→ Exercise prompt
Copy out the data exactly, leaving the pictures behind.

━━━━━━━━━━━━━━━━━━━━━━━━━━━━━━

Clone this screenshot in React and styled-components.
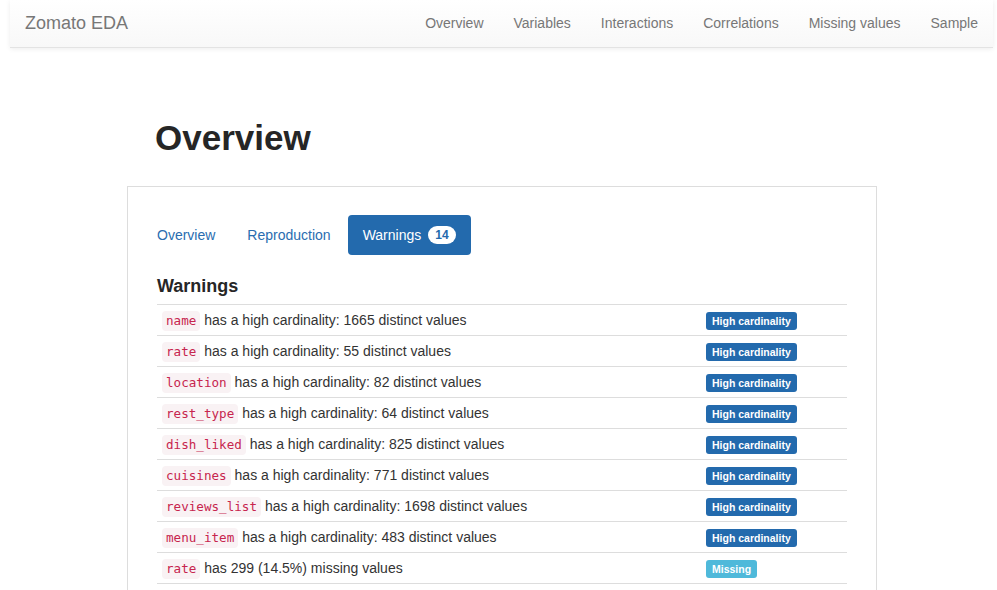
import React from "react";
import styled, { createGlobalStyle } from "styled-components";

const Global = createGlobalStyle`
  html, body { margin: 0; padding: 0; background: #fff; overflow: hidden; }
  body {
    font-family: "Liberation Sans", Arial, sans-serif;
    font-size: 14px;
    line-height: 20px;
    color: #333;
  }
  * { box-sizing: border-box; }
`;

const Navbar = styled.nav`
  margin: 0 4px 0 10px;
  height: 48px;
  display: flex;
  align-items: center;
  justify-content: space-between;
  background-image: linear-gradient(to bottom, #fff 0%, #f8f8f8 100%);
  border-bottom: 1px solid #e3e3e3;
  box-shadow: inset 0 1px 0 rgba(255,255,255,.15), 0 1px 5px rgba(0,0,0,.075);
`;

const Brand = styled.a`
  padding: 0 15px;
  margin-top: -2px;
  font-size: 18px;
  color: #777;
  text-decoration: none;
  line-height: 20px;
`;

const NavList = styled.ul`
  display: flex;
  list-style: none;
  margin: -2px 0 0;
  padding: 0;
`;

const NavLink = styled.a`
  display: block;
  padding: 14px 15px;
  color: #777;
  text-decoration: none;
  font-size: 14px;
`;

const Main = styled.main`
  width: 750px;
  margin: 0 0 0 127px;
`;

const Title = styled.h1`
  margin: 0 0 0 28px;
  padding-top: 70px;
  height: 138px;
  font-size: 35px;
  line-height: 40px;
  font-weight: 700;
  color: #262626;
`;

const Panel = styled.section`
  border: 1px solid #ddd;
  border-bottom: none;
  padding: 28px 29px 0 14px;
  height: 420px;
`;

const Pills = styled.ul`
  display: flex;
  list-style: none;
  margin: 0;
  padding: 0;
  gap: 2px;
`;

const Pill = styled.a`
  display: flex;
  align-items: center;
  padding: 10px 15px;
  border-radius: 4px;
  text-decoration: none;
  font-size: 14px;
  line-height: 20px;
  color: ${p => (p.$active ? "#fff" : "#2a6db0")};
  background: ${p => (p.$active ? "#236aad" : "transparent")};
`;

const Count = styled.span`
  display: inline-block;
  margin-left: 7px;
  padding: 2px 7px 2px;
  font-size: 12px;
  font-weight: 700;
  line-height: 14px;
  border-radius: 10px;
  background: #fff;
  color: #236aad;
`;

const Body = styled.div`
  padding-left: 15px;
`;

const SubTitle = styled.h4`
  margin: 20px 0 0;
  font-size: 18px;
  line-height: 22px;
  font-weight: 700;
  color: #262626;
  height: 29px;
`;

const Table = styled.div`
  width: 690px;
  border-top: 1px solid #ddd;
`;

const Row = styled.div`
  display: grid;
  grid-template-columns: 1fr 146px;
  border-bottom: 1px solid #ddd;
`;

const Cell = styled.div`
  height: 30px;
  padding: 5px;
  line-height: 20px;
  white-space: nowrap;
`;

const Code = styled.code`
  padding: 2px 4px 3px;
  font-family: "DejaVu Sans Mono", "Liberation Mono", monospace;
  font-size: 12.6px;
  line-height: 16px;
  color: #c7254e;
  background: #f9f2f4;
  border-radius: 4px;
`;

const Label = styled.span`
  display: inline-block;
  padding: 3px 6px 3px;
  font-size: 10.5px;
  font-weight: 700;
  line-height: 12px;
  color: #fff;
  border-radius: 3px;
  vertical-align: middle;
  background: ${p => (p.$kind === "missing" ? "#4fb9da" : "#236aad")};
`;

const navItems = ["Overview", "Variables", "Interactions", "Correlations", "Missing values", "Sample"];

const warnings = [
  ["name", "has a high cardinality: 1665 distinct values", "High cardinality", "high"],
  ["rate", "has a high cardinality: 55 distinct values", "High cardinality", "high"],
  ["location", "has a high cardinality: 82 distinct values", "High cardinality", "high"],
  ["rest_type", "has a high cardinality: 64 distinct values", "High cardinality", "high"],
  ["dish_liked", "has a high cardinality: 825 distinct values", "High cardinality", "high"],
  ["cuisines", "has a high cardinality: 771 distinct values", "High cardinality", "high"],
  ["reviews_list", "has a high cardinality: 1698 distinct values", "High cardinality", "high"],
  ["menu_item", "has a high cardinality: 483 distinct values", "High cardinality", "high"],
  ["rate", "has 299 (14.5%) missing values", "Missing", "missing"],
];

export default function App() {
  return (
    <>
      <Global />
      <Navbar>
        <Brand href="#">Zomato EDA</Brand>
        <NavList>
          {navItems.map(n => (
            <li key={n}><NavLink href="#">{n}</NavLink></li>
          ))}
        </NavList>
      </Navbar>
      <Main>
        <Title>Overview</Title>
        <Panel>
          <Pills>
            <li><Pill href="#">Overview</Pill></li>
            <li><Pill href="#">Reproduction</Pill></li>
            <li><Pill href="#" $active>Warnings <Count>14</Count></Pill></li>
          </Pills>
          <Body>
            <SubTitle>Warnings</SubTitle>
            <Table>
              {warnings.map(([c, t, l, k], i) => (
                <Row key={i}>
                  <Cell><Code>{c}</Code> {t}</Cell>
                  <Cell><Label $kind={k}>{l}</Label></Cell>
                </Row>
              ))}
            </Table>
          </Body>
        </Panel>
      </Main>
    </>
  );
}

━━━━━━━━━━━━━━━━━━━━━━━━━━━━━━

→ Written response
Clone this screenshot in React and styled-components.
import React from "react";
import styled, { createGlobalStyle } from "styled-components";

const Global = createGlobalStyle`
  html, body { margin: 0; padding: 0; background: #fff; overflow: hidden; }
  body {
    font-family: "Liberation Sans", Arial, sans-serif;
    font-size: 14px;
    line-height: 20px;
    color: #333;
  }
  * { box-sizing: border-box; }
`;

const Navbar = styled.nav`
  margin: 0 4px 0 10px;
  height: 48px;
  display: flex;
  align-items: center;
  justify-content: space-between;
  background-image: linear-gradient(to bottom, #fff 0%, #f8f8f8 100%);
  border-bottom: 1px solid #e3e3e3;
  box-shadow: inset 0 1px 0 rgba(255,255,255,.15), 0 1px 5px rgba(0,0,0,.075);
`;

const Brand = styled.a`
  padding: 0 15px;
  margin-top: -2px;
  font-size: 18px;
  color: #777;
  text-decoration: none;
  line-height: 20px;
`;

const NavList = styled.ul`
  display: flex;
  list-style: none;
  margin: -2px 0 0;
  padding: 0;
`;

const NavLink = styled.a`
  display: block;
  padding: 14px 15px;
  color: #777;
  text-decoration: none;
  font-size: 14px;
`;

const Main = styled.main`
  width: 750px;
  margin: 0 0 0 127px;
`;

const Title = styled.h1`
  margin: 0 0 0 28px;
  padding-top: 70px;
  height: 138px;
  font-size: 35px;
  line-height: 40px;
  font-weight: 700;
  color: #262626;
`;

const Panel = styled.section`
  border: 1px solid #ddd;
  border-bottom: none;
  padding: 28px 29px 0 14px;
  height: 420px;
`;

const Pills = styled.ul`
  display: flex;
  list-style: none;
  margin: 0;
  padding: 0;
  gap: 2px;
`;

const Pill = styled.a`
  display: flex;
  align-items: center;
  padding: 10px 15px;
  border-radius: 4px;
  text-decoration: none;
  font-size: 14px;
  line-height: 20px;
  color: ${p => (p.$active ? "#fff" : "#2a6db0")};
  background: ${p => (p.$active ? "#236aad" : "transparent")};
`;

const Count = styled.span`
  display: inline-block;
  margin-left: 7px;
  padding: 2px 7px 2px;
  font-size: 12px;
  font-weight: 700;
  line-height: 14px;
  border-radius: 10px;
  background: #fff;
  color: #236aad;
`;

const Body = styled.div`
  padding-left: 15px;
`;

const SubTitle = styled.h4`
  margin: 20px 0 0;
  font-size: 18px;
  line-height: 22px;
  font-weight: 700;
  color: #262626;
  height: 29px;
`;

const Table = styled.div`
  width: 690px;
  border-top: 1px solid #ddd;
`;

const Row = styled.div`
  display: grid;
  grid-template-columns: 1fr 146px;
  border-bottom: 1px solid #ddd;
`;

const Cell = styled.div`
  height: 30px;
  padding: 5px;
  line-height: 20px;
  white-space: nowrap;
`;

const Code = styled.code`
  padding: 2px 4px 3px;
  font-family: "DejaVu Sans Mono", "Liberation Mono", monospace;
  font-size: 12.6px;
  line-height: 16px;
  color: #c7254e;
  background: #f9f2f4;
  border-radius: 4px;
`;

const Label = styled.span`
  display: inline-block;
  padding: 3px 6px 3px;
  font-size: 10.5px;
  font-weight: 700;
  line-height: 12px;
  color: #fff;
  border-radius: 3px;
  vertical-align: middle;
  background: ${p => (p.$kind === "missing" ? "#4fb9da" : "#236aad")};
`;

const navItems = ["Overview", "Variables", "Interactions", "Correlations", "Missing values", "Sample"];

const warnings = [
  ["name", "has a high cardinality: 1665 distinct values", "High cardinality", "high"],
  ["rate", "has a high cardinality: 55 distinct values", "High cardinality", "high"],
  ["location", "has a high cardinality: 82 distinct values", "High cardinality", "high"],
  ["rest_type", "has a high cardinality: 64 distinct values", "High cardinality", "high"],
  ["dish_liked", "has a high cardinality: 825 distinct values", "High cardinality", "high"],
  ["cuisines", "has a high cardinality: 771 distinct values", "High cardinality", "high"],
  ["reviews_list", "has a high cardinality: 1698 distinct values", "High cardinality", "high"],
  ["menu_item", "has a high cardinality: 483 distinct values", "High cardinality", "high"],
  ["rate", "has 299 (14.5%) missing values", "Missing", "missing"],
];

export default function App() {
  return (
    <>
      <Global />
      <Navbar>
        <Brand href="#">Zomato EDA</Brand>
        <NavList>
          {navItems.map(n => (
            <li key={n}><NavLink href="#">{n}</NavLink></li>
          ))}
        </NavList>
      </Navbar>
      <Main>
        <Title>Overview</Title>
        <Panel>
          <Pills>
            <li><Pill href="#">Overview</Pill></li>
            <li><Pill href="#">Reproduction</Pill></li>
            <li><Pill href="#" $active>Warnings <Count>14</Count></Pill></li>
          </Pills>
          <Body>
            <SubTitle>Warnings</SubTitle>
            <Table>
              {warnings.map(([c, t, l, k], i) => (
                <Row key={i}>
                  <Cell><Code>{c}</Code> {t}</Cell>
                  <Cell><Label $kind={k}>{l}</Label></Cell>
                </Row>
              ))}
            </Table>
          </Body>
        </Panel>
      </Main>
    </>
  );
}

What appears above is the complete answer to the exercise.